MARY POPPINS RETURNS


THREE AND A HALF STARS The world's most famous flying nanny returns to save the Banks children once again.

Emily Blunt, Ben Whishaw

Some 50 years after Mary Poppins (she’s never just Mary) first flew in on a talking umbrella to save the Banks children, she returns again to save the children’s children from, er, the bank. There’s an echo of WHAT A WONDERFUL WORLD about the greater narrative but rest assured, MARY POPPINS RETURNS is pretty much a remix of MARY POPPINS, complete with catchy tunes, hand drawn penguins and off-key east-end accents. Even Dick Van Dyke stops by for a cameo, and what could be sweeter than that spoon full of sugar? Well, not much actually.

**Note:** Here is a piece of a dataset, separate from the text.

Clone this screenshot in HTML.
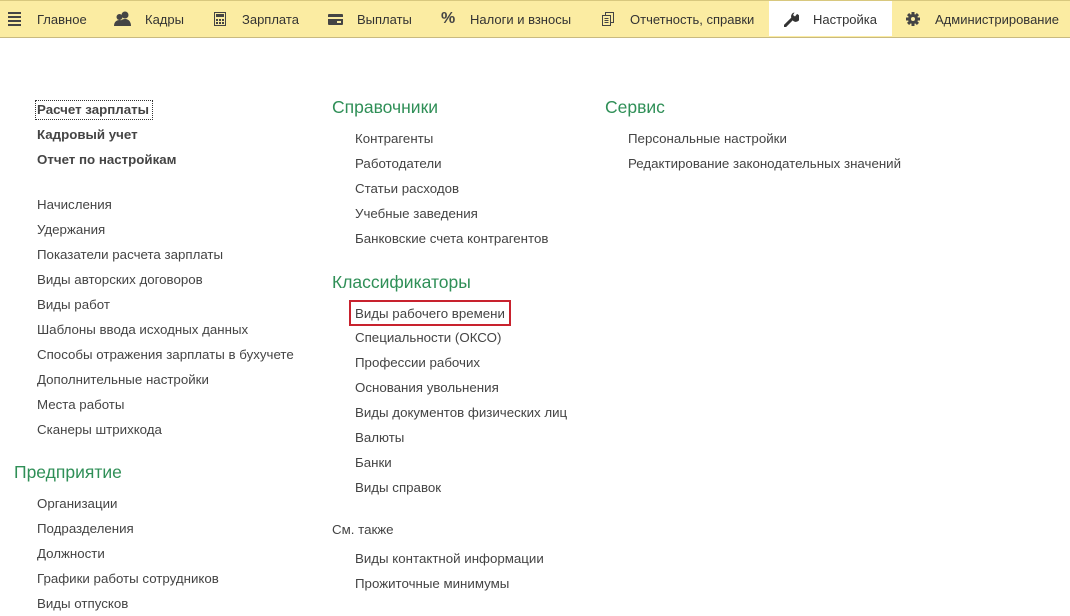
<!DOCTYPE html>
<html><head><meta charset="utf-8"><style>
body{margin:0;width:1070px;height:616px;background:#fff;position:relative;overflow:hidden;font-family:"Liberation Sans",Arial,sans-serif}
.bar{position:absolute;left:0;top:0;width:1070px;height:38px;background:#fbeca2;border-top:1px solid #d8c87e;border-bottom:1px solid #c9ba80;box-sizing:border-box}
.tab{position:absolute;top:1px;height:35px;left:769px;width:123px;background:#fff}
.b{position:absolute;top:12px;font-size:13px;line-height:16px;color:#333;white-space:nowrap}
.ic{position:absolute}
.t{position:absolute;font-size:13.3px;line-height:16px;color:#444;white-space:nowrap;margin-top:1px}
.bd{font-weight:bold;color:#444}
.h{position:absolute;font-size:17.5px;line-height:20px;color:#2f8f57;white-space:nowrap;margin-top:0px}
</style></head><body>
<div class="bar"></div>
<div class="tab"></div>
<svg class="ic" style="left:8px;top:12px" width="13" height="14"><g fill="#444"><rect y="0" width="13" height="2"/><rect y="4" width="13" height="2"/><rect y="8" width="13" height="2"/><rect y="12" width="13" height="2"/></g></svg>
<div class="b" style="left:37px">Главное</div>
<svg class="ic" style="left:114px;top:11px" width="18" height="15"><g fill="#444"><circle cx="11" cy="4" r="3.5"/><path d="M5 15c0-5 3-7 6-7s6 2 6 7z"/><circle cx="5.5" cy="6" r="3"/><path d="M0 15c0-4 2.5-6 5.5-6S11 11 11 15z"/></g></svg>
<div class="b" style="left:145px">Кадры</div>
<svg class="ic" style="left:214px;top:12px" width="12" height="14"><rect x="0.5" y="0.5" width="11" height="13" fill="none" stroke="#444"/><rect x="2" y="2" width="8" height="3" fill="#444"/><g fill="#444"><rect x="2" y="7" width="2" height="2"/><rect x="5" y="7" width="2" height="2"/><rect x="8" y="7" width="2" height="2"/><rect x="2" y="10" width="2" height="2"/><rect x="5" y="10" width="2" height="2"/><rect x="8" y="10" width="2" height="2"/></g></svg>
<div class="b" style="left:242px">Зарплата</div>
<svg class="ic" style="left:328px;top:14px" width="15" height="11"><rect width="15" height="11" rx="1" fill="#444"/><rect x="0" y="3" width="15" height="2" fill="#fbeca2"/><rect x="9" y="7" width="4" height="2" fill="#fbeca2"/></svg>
<div class="b" style="left:357px">Выплаты</div>
<div class="b" style="left:441px;top:11px;font-weight:bold;font-size:16px;color:#444">%</div>
<div class="b" style="left:470px">Налоги и взносы</div>
<svg class="ic" style="left:602px;top:12px" width="12" height="14"><g fill="none" stroke="#444"><rect x="3.5" y="0.5" width="8" height="10"/><rect x="0.5" y="3.5" width="8" height="10" fill="#fbeca2"/><path d="M2.5 6.5h4M2.5 8.5h4M2.5 10.5h4"/></g></svg>
<div class="b" style="left:630px">Отчетность, справки</div>
<svg class="ic" style="left:784px;top:12px" width="15" height="15"><path d="M1 14l7-7" stroke="#333" stroke-width="3" stroke-linecap="round"/><path d="M8 7a4 4 0 1 0 5-5l-2 2.5-2-1.5 1.5-2.5A4 4 0 0 0 8 7z" fill="#333"/></svg>
<div class="b" style="left:813px">Настройка</div>
<svg class="ic" style="left:906px;top:12px" width="14" height="14"><g fill="#444"><circle cx="7" cy="7" r="5"/><rect x="5.5" y="0" width="3" height="14"/><rect x="0" y="5.5" width="14" height="3"/><rect x="5.5" y="0" width="3" height="14" transform="rotate(45 7 7)"/><rect x="5.5" y="0" width="3" height="14" transform="rotate(-45 7 7)"/></g><circle cx="7" cy="7" r="2" fill="#fbeca2"/></svg>
<div class="b" style="left:935px">Администрирование</div>

<div class="t bd" style="left:37px;top:101px;outline:1px dotted #333;outline-offset:1px;padding-right:2px">Расчет зарплаты</div>
<div class="t bd" style="left:37px;top:126px">Кадровый учет</div>
<div class="t bd" style="left:37px;top:151px">Отчет по настройкам</div>
<div class="t" style="left:37px;top:196px">Начисления</div>
<div class="t" style="left:37px;top:221px">Удержания</div>
<div class="t" style="left:37px;top:246px">Показатели расчета зарплаты</div>
<div class="t" style="left:37px;top:271px">Виды авторских договоров</div>
<div class="t" style="left:37px;top:296px">Виды работ</div>
<div class="t" style="left:37px;top:321px">Шаблоны ввода исходных данных</div>
<div class="t" style="left:37px;top:346px">Способы отражения зарплаты в бухучете</div>
<div class="t" style="left:37px;top:371px">Дополнительные настройки</div>
<div class="t" style="left:37px;top:396px">Места работы</div>
<div class="t" style="left:37px;top:421px">Сканеры штрихкода</div>
<div class="h" style="left:14px;top:462px">Предприятие</div>
<div class="t" style="left:37px;top:495px">Организации</div>
<div class="t" style="left:37px;top:520px">Подразделения</div>
<div class="t" style="left:37px;top:545px">Должности</div>
<div class="t" style="left:37px;top:570px">Графики работы сотрудников</div>
<div class="t" style="left:37px;top:595px">Виды отпусков</div>

<div class="h" style="left:332px;top:97px">Справочники</div>
<div class="t" style="left:355px;top:130px">Контрагенты</div>
<div class="t" style="left:355px;top:155px">Работодатели</div>
<div class="t" style="left:355px;top:180px">Статьи расходов</div>
<div class="t" style="left:355px;top:205px">Учебные заведения</div>
<div class="t" style="left:355px;top:230px">Банковские счета контрагентов</div>
<div class="h" style="left:332px;top:272px">Классификаторы</div>
<div style="position:absolute;left:349px;top:300px;width:158px;height:22px;border:2px solid #c8222e"></div>
<div class="t" style="left:355px;top:305px">Виды рабочего времени</div>
<div class="t" style="left:355px;top:329px">Специальности (ОКСО)</div>
<div class="t" style="left:355px;top:354px">Профессии рабочих</div>
<div class="t" style="left:355px;top:379px">Основания увольнения</div>
<div class="t" style="left:355px;top:404px">Виды документов физических лиц</div>
<div class="t" style="left:355px;top:429px">Валюты</div>
<div class="t" style="left:355px;top:454px">Банки</div>
<div class="t" style="left:355px;top:479px">Виды справок</div>
<div class="t" style="left:332px;top:521px">См. также</div>
<div class="t" style="left:355px;top:550px">Виды контактной информации</div>
<div class="t" style="left:355px;top:575px">Прожиточные минимумы</div>

<div class="h" style="left:605px;top:97px">Сервис</div>
<div class="t" style="left:628px;top:130px">Персональные настройки</div>
<div class="t" style="left:628px;top:155px">Редактирование законодательных значений</div>
</body></html>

MARY POPPINS RETURNS is an unashamedly old-fashioned family musical that will, if you’ve a taste for old-fashioned family musicals, not fail to delight. Led by the charismatic Emily Blunt with warm-heated support from Ben Whishaw and Emily Mortimer as the Banks children senior plus cold-hearted support from Colin Firth the bank manager, and no one puts a foot wrong. Even 93 year old tap-dancing Dick Van Dyke, which is impressive.

The production by director Rob Marshall (CHICAGO) is colourful and lively, his reinterpretation of key moments (animated penguins, choreographed lamp-lighters, kite-flying, even Dick Van Dyke) hit their marks in the most cheerful and buoyant way.

Although few of the musical moments make it out of the cinema alive (there’s nothing that measures up to the supercalifragilisticexpialidocious songs and score of MP-1 unfortunately), it doesn’t really matter. Think of MP-2 as less of a sequel and more like an exceptionally well crafted series of scenes that never made the original cut. Consequently it soars like a happy balloon. Chim chim cher-ee, you might say.